The Assassination of Jesse James By the Coward Robert Ford
In Andrew Dominik
’s cinematic retelling of the most notorious betrayal in American history, The Assassination of Jesse James By the Coward Robert Ford
presents an intelligent, new depiction of the infamous outlaw Jesse James: Confused and vulnerable.
The story begins with a brief, narrated synopsis of James’ criminal and personal life, going into great detail about his family and the intimate quirks that make the supposed monster human. Soon after James and his gang of thieves are shown around camp in a sparse forest as they await a coming train. Amongst the gang is newcomer Bob Ford, younger brother of Charley Ford. Seeing James sitting alone by the fire Bob takes his chance to strike up a conversation with James. He does so successfully, although what follows is an awkward and childlike tête-à-tête between an idol and his adoring fan.
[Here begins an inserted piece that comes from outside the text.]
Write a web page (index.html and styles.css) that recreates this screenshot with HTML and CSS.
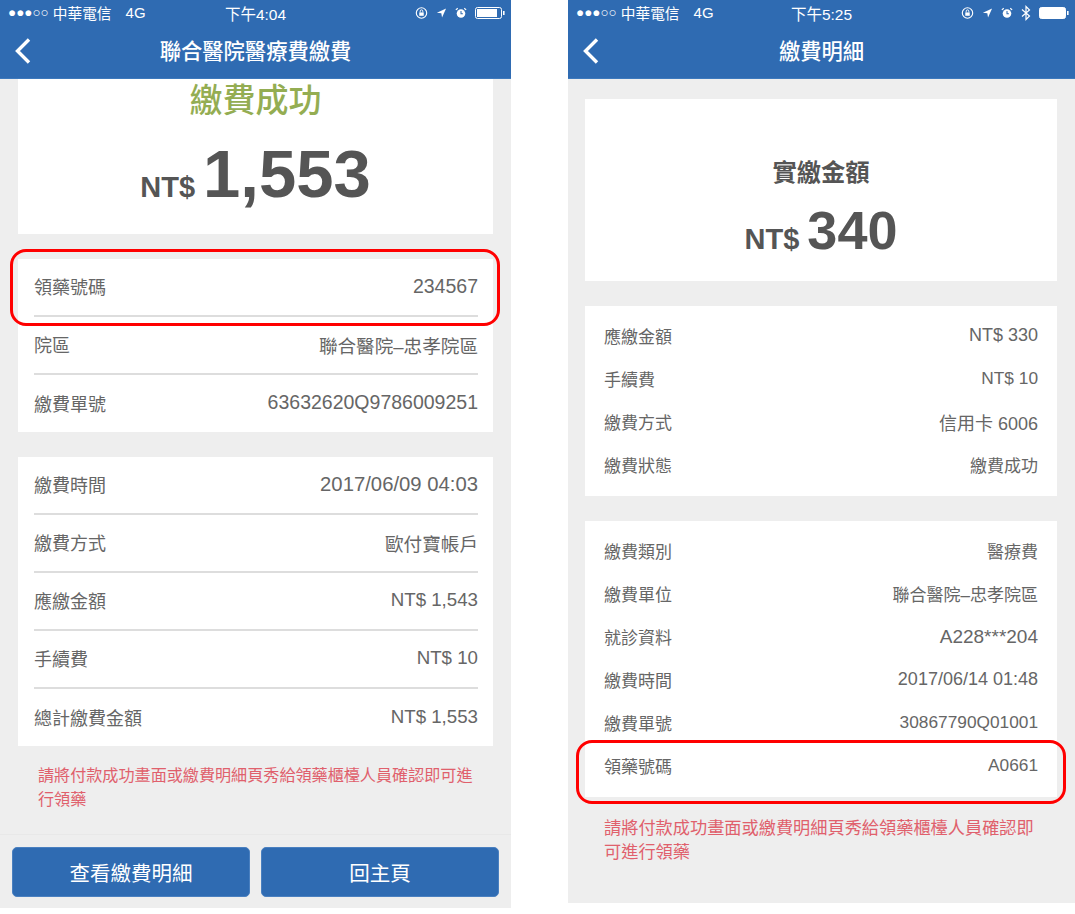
FILE: index.html
```html
<!DOCTYPE html>
<html lang="zh-Hant">
<head>
<meta charset="utf-8">
<title>繳費</title>
<link rel="stylesheet" href="styles.css">
</head>
<body>
<div class="shots">
  <section class="phone phone-a">
    <header class="top">
      <div class="status">
        <div class="st-left"><span class="sig">●●●○○</span><span>中華電信</span><span class="net">4G</span></div>
        <div class="st-time">下午4:04</div>
        <div class="st-right">
          <svg width="13" height="14" viewBox="0 0 14 14"><circle cx="7" cy="7" r="5.600" fill="none" stroke="#fff" stroke-width="1.200"/><rect x="4.600" y="6.400" width="4.800" height="3.600" fill="#fff"/><path d="M5.600 6.400V5a1.400 1.400 0 0 1 2.800 0v1.400" fill="none" stroke="#fff"/></svg>
          <svg width="11" height="12" viewBox="0 0 12 12"><path d="M11 1 1 5.600l4.800.6.8 4.800z" fill="#fff"/></svg>
          <svg width="12" height="14" viewBox="0 0 14 14"><circle cx="7" cy="7.600" r="5" fill="#fff"/><path d="M7 4.600v3.200h2.200" fill="none" stroke="#2f6bb2" stroke-width="1.200"/><path d="M1 3.400 3.200 1.400M13 3.400l-2.200-2" stroke="#fff" stroke-width="1.400"/></svg>
          <svg width="30" height="12" viewBox="0 0 30 12"><rect x=".5" y=".5" width="26" height="11" rx="2" fill="none" stroke="#fff"/><rect x="2" y="2" width="20" height="8" fill="#fff"/><rect x="28" y="4" width="1.600" height="4" fill="#fff"/></svg>
        </div>
      </div>
      <div class="nav">
        <svg class="back" width="18" height="28" viewBox="0 0 18 28"><path d="M15 2.500 3.500 14 15 25.500" fill="none" stroke="#fff" stroke-width="3.400"/></svg>
        <h1 class="title">聯合醫院醫療費繳費</h1>
      </div>
    </header>
    <main class="body-a">
      <div class="card hero-a">
        <div class="ok">繳費成功</div>
        <div class="amount"><span class="cur">NT$</span><span class="big-a">1,553</span></div>
      </div>
      <div class="card list-a">
        <div class="row-a"><span>領藥號碼</span><span class="num">234567</span></div>
        <div class="row-a"><span>院區</span><span class="wide">聯合醫院–忠孝院區</span></div>
        <div class="row-a"><span>繳費單號</span><span class="num">63632620Q9786009251</span></div>
      </div>
      <div class="card list-a">
        <div class="row-a"><span>繳費時間</span><span class="date">2017/06/09 04:03</span></div>
        <div class="row-a"><span>繳費方式</span><span class="wide">歐付寶帳戶</span></div>
        <div class="row-a"><span>應繳金額</span><span class="money">NT$ 1,543</span></div>
        <div class="row-a"><span>手續費</span><span class="money">NT$ 10</span></div>
        <div class="row-a"><span>總計繳費金額</span><span class="money">NT$ 1,553</span></div>
      </div>
      <p class="note note-a">請將付款成功畫面或繳費明細頁秀給領藥櫃檯人員確認即可進行領藥</p>
    </main>
    <footer class="actions">
      <button class="btn" type="button">查看繳費明細</button>
      <button class="btn" type="button">回主頁</button>
    </footer>
    <div class="ring ring-a"></div>
  </section>

  <section class="phone phone-b">
    <header class="top">
      <div class="status">
        <div class="st-left"><span class="sig">●●●○○</span><span>中華電信</span><span class="net">4G</span></div>
        <div class="st-time">下午5:25</div>
        <div class="st-right">
          <svg width="13" height="14" viewBox="0 0 14 14"><circle cx="7" cy="7" r="5.600" fill="none" stroke="#fff" stroke-width="1.200"/><rect x="4.600" y="6.400" width="4.800" height="3.600" fill="#fff"/><path d="M5.600 6.400V5a1.400 1.400 0 0 1 2.800 0v1.400" fill="none" stroke="#fff"/></svg>
          <svg width="11" height="12" viewBox="0 0 12 12"><path d="M11 1 1 5.600l4.800.6.8 4.800z" fill="#fff"/></svg>
          <svg width="12" height="14" viewBox="0 0 14 14"><circle cx="7" cy="7.600" r="5" fill="#fff"/><path d="M7 4.600v3.200h2.200" fill="none" stroke="#2f6bb2" stroke-width="1.200"/><path d="M1 3.400 3.200 1.400M13 3.400l-2.200-2" stroke="#fff" stroke-width="1.400"/></svg>
          <svg width="10" height="16" viewBox="0 0 10 16"><path d="M1 4.500 8.500 11 5 14.500V1.500L8.500 5 1 11.500" fill="none" stroke="#fff" stroke-width="1.200"/></svg>
          <svg width="30" height="12" viewBox="0 0 30 12"><rect x=".5" y=".5" width="26" height="11" rx="2" fill="#fff" stroke="#fff"/><rect x="28" y="4" width="1.600" height="4" fill="#fff"/></svg>
        </div>
      </div>
      <div class="nav">
        <svg class="back" width="18" height="28" viewBox="0 0 18 28"><path d="M15 2.500 3.500 14 15 25.500" fill="none" stroke="#fff" stroke-width="3.400"/></svg>
        <h1 class="title">繳費明細</h1>
      </div>
    </header>
    <main class="body-b">
      <div class="card hero-b">
        <div class="paid">實繳金額</div>
        <div class="amount"><span class="cur">NT$</span><span class="big-b">340</span></div>
      </div>
      <div class="card list-b">
        <div class="row-b"><span>應繳金額</span><span class="date">NT$ 330</span></div>
        <div class="row-b"><span>手續費</span><span class="num">NT$ 10</span></div>
        <div class="row-b"><span>繳費方式</span><span class="date">信用卡 6006</span></div>
        <div class="row-b"><span>繳費狀態</span><span>繳費成功</span></div>
      </div>
      <div class="card list-b">
        <div class="row-b"><span>繳費類別</span><span>醫療費</span></div>
        <div class="row-b"><span>繳費單位</span><span>聯合醫院–忠孝院區</span></div>
        <div class="row-b"><span>就診資料</span><span class="star">A228***204</span></div>
        <div class="row-b"><span>繳費時間</span><span class="date">2017/06/14 01:48</span></div>
        <div class="row-b"><span>繳費單號</span><span class="num">30867790Q01001</span></div>
        <div class="row-b"><span>領藥號碼</span><span class="num">A0661</span></div>
      </div>
      <p class="note note-b">請將付款成功畫面或繳費明細頁秀給領藥櫃檯人員確認即可進行領藥</p>
    </main>
    <div class="ring ring-b"></div>
  </section>
</div>
</body>
</html>
```
FILE: styles.css
```css
* { box-sizing: border-box; }
html, body { margin: 0; padding: 0; background: #fff; }
body { font-family: "Liberation Sans", "Noto Sans CJK TC", sans-serif; color: #666; }
.shots { display: flex; align-items: flex-start; gap: 57px; width: 1075px; }
.phone { position: relative; background: #eee; display: flex; flex-direction: column; }
.phone-a { width: 511px; height: 908px; }
.phone-b { width: 507px; height: 903px; }
.top { height: 79px; background: #2f6bb2; color: #fff; border-bottom: 1px solid #3d79bd; }
.status { display: flex; justify-content: space-between; align-items: center; height: 25px; padding: 0 6px 0 8px; font-size: 14.700px; position: relative; }
.st-left { display: flex; align-items: center; }
.sig { font-size: 13.500px; margin-right: 4px; }
.net { margin-left: 14px; font-size: 15px; }
.st-time { position: absolute; left: 0; right: 0; text-align: center; font-size: 15.500px; }
.st-right { display: flex; align-items: center; gap: 8px; }
.nav { position: relative; height: 53px; padding-top: 2px; display: flex; align-items: center; justify-content: center; }
.back { position: absolute; left: 14px; top: 12px; }
.title { margin: 0; font-size: 21.300px; font-weight: 500; line-height: 1; }

.body-a { flex: 1; padding: 0 18px; }
.card { background: #fff; }
.hero-a { height: 155px; display: flex; flex-direction: column; align-items: center; width: 475px; }
.ok { color: #94ad52; font-size: 33px; font-weight: 500; line-height: 44px; }
.amount { display: flex; align-items: baseline; justify-content: center; font-weight: 700; color: #555; }
.cur { font-size: 29px; }
.hero-a .amount { margin-top: 11px; line-height: 80px; }
.big-a { font-size: 67px; margin-left: 8px; }
.list-a { width: 475px; margin-top: 25px; padding: 0 15px 0 16px; }
.row-a { height: 58px; display: flex; justify-content: space-between; align-items: center; font-size: 18px; border-bottom: 2px solid #ddd; padding-bottom: 2px; }
.row-a:last-child { height: 57px; border-bottom: 0; }
.num { font-size: 19.500px; }
.date { font-size: 20.300px; }
.money { font-size: 18.700px; }
.wide { font-size: 18.600px; }
.row-b .num { font-size: 17.300px; }
.row-b .date { font-size: 18px; }
.star { font-size: 19px; }
.note { color: #e0606c; margin: 0; }
.note-a { font-size: 16.100px; line-height: 24px; padding: 17px 20px 0; }
.actions { height: 74px; border-top: 1px solid #e8e8e8; display: flex; gap: 11px; padding: 12px 12px 0; }
.btn { width: 238px; height: 50px; background: #2f6bb2; color: #fff; border: 1px solid #4a80c0; border-radius: 5px; font: inherit; font-size: 20.500px; }

.body-b { padding: 20px 18px 0 17px; flex: 1; }
.hero-b { height: 182px; display: flex; flex-direction: column; align-items: center; padding-top: 56px; }
.paid { font-size: 24.300px; font-weight: 700; color: #555; line-height: 36px; }
.hero-b .amount { margin-top: 8px; line-height: 62px; }
.big-b { font-size: 54px; margin-left: 8px; }
.list-b { margin-top: 25px; padding: 9px 19px; }
.row-b { height: 43px; display: flex; justify-content: space-between; align-items: center; font-size: 17px; padding-bottom: 2px; }
.note-b { font-size: 17.200px; line-height: 24px; padding: 19px 19px 0; }

.ring { position: absolute; border: 3px solid #f00; border-radius: 16px; pointer-events: none; }
.ring-a { left: 10px; top: 249px; width: 490px; height: 77px; }
.ring-b { left: 8px; top: 740px; width: 490px; height: 64px; }
```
The conversation would act as an imaginary passageway for Bob to dangerously enter the world of the known criminal. In this world he would walk with James step for step, come to know his wife and children, seemingly earn his trust and eventually destroy the very man he revered for so many years.
The film is based on the biographical novel of the same name, written by Ron Hansen
. Dominik's narrative structure is told primarily through the experiences of those surrounding James, rarely depicting moments that he spends in isolation save for his introduction during the opening minutes of the film. In doing this James becomes very mysterious to both the supporting cast and the viewers, making for a much more compelling relationship between Ford and James. Another key element used in the film is the inclusion of a third-person omniscient narrator. His voice is kind and factual, resulting in what seems like a detailed case study of the legendary criminal. This Discovery Channel like guidance through the picture is central for the filmmaker to skillfully remind the viewer that what they are seeing is in fact a film.
The film does not end following James' death, rather it proceeds to explain in grueling, vengeful detail the result and backlash towards Ford due to the death of America’s infamous bandit. What results from this decision is a better overall arc in the story as well as the character personality and superficialities of Ford. When the story begins he is timid and unsure of himself, yet at the time of the death he seems more confident in his actions, although uneasy. Ford knows exactly what it is he longs for: Fortune and fame, and to be known as “the man who killed Jesse James.”
The film had originally been edited by Dominik and presented a running time of nearly four hours, although due to the studio’s obvious request it was later re-cut down to two hours and forty minutes. Dominik had envisioned a Terrence Malick-esque picture with much drearier tones that offered the viewer “a dark, contemplative examination of fame and infamy” but the studios found it unnecessary and recommended Dominik a more action-filled edit, much like that of a Clint Eastwood western. Even with the film re-cut 160 minutes is a lengthy picture and could have easily been an extraneous experience had it not been organized in a well-paced manner. The final editing was a collaborative effort between Curtiss Clayton
and the highly acclaimed Dylan Tichenor
, whose work includes films such as Magnolia
, Brokeback Mountain
and most recently There Will Be Blood
The first act of the film plays out as a montage-like recollection of the beginning of Ford’s relationship with James and the end of the James brother’s original gang. Along with the beginning of the film the last act also presents itself as a montage of sorts, demonstrating the public scrutiny placed upon Ford for his heinous act and the remaining post-murder years of his life. It is in the heart of the film that the editing reveals the slow process of Bob’s confusing and childlike foundation of James’ trust and the joint decision to end it all with his brother Charley. Presented are many possibilities for the murder, yet Dominik does not claim one to be more truthful than another but rather allows many theories open for judgment. It could be have been rooted in fear, duty, jealousy, revenge, or pity.
The standout quality in The Assassination of Jesse James By the Coward Robert Ford
is without a doubt the cinematography. Nominated for an Academy Award for his efforts, Roger Deakins
creates a vast landscape that creates a quasi-utopia for the leading players to lose themselves. In one particular scene James and his gang approach a train just before their raid. The lights of the oncoming train and the shadows of the criminals are shown scrambling about through silhouetted trees. Steam blankets the forest ground. Suddenly, through the rising particles walks James’ silhouette. Building on the great legend he has created he walks through the steam like an unobtainable ghost with his bandanna-covered face as he totes two pistols under his weather-beaten trench coat. It really is the most memorable image in the picture.
Prior to the release of the film there had been much speculation and skepticism due to troubles with the editing and nearly two-year delay. Despite all the hassle that it took to release the film and all the footage that was left on the editing room floor, The Assassination of Jesse James By the Coward Robert Ford
is one of the best films of 2007 not only for its achievements in acting but for its aesthetic feats as well. It is a landmark picture for the western cinema genre.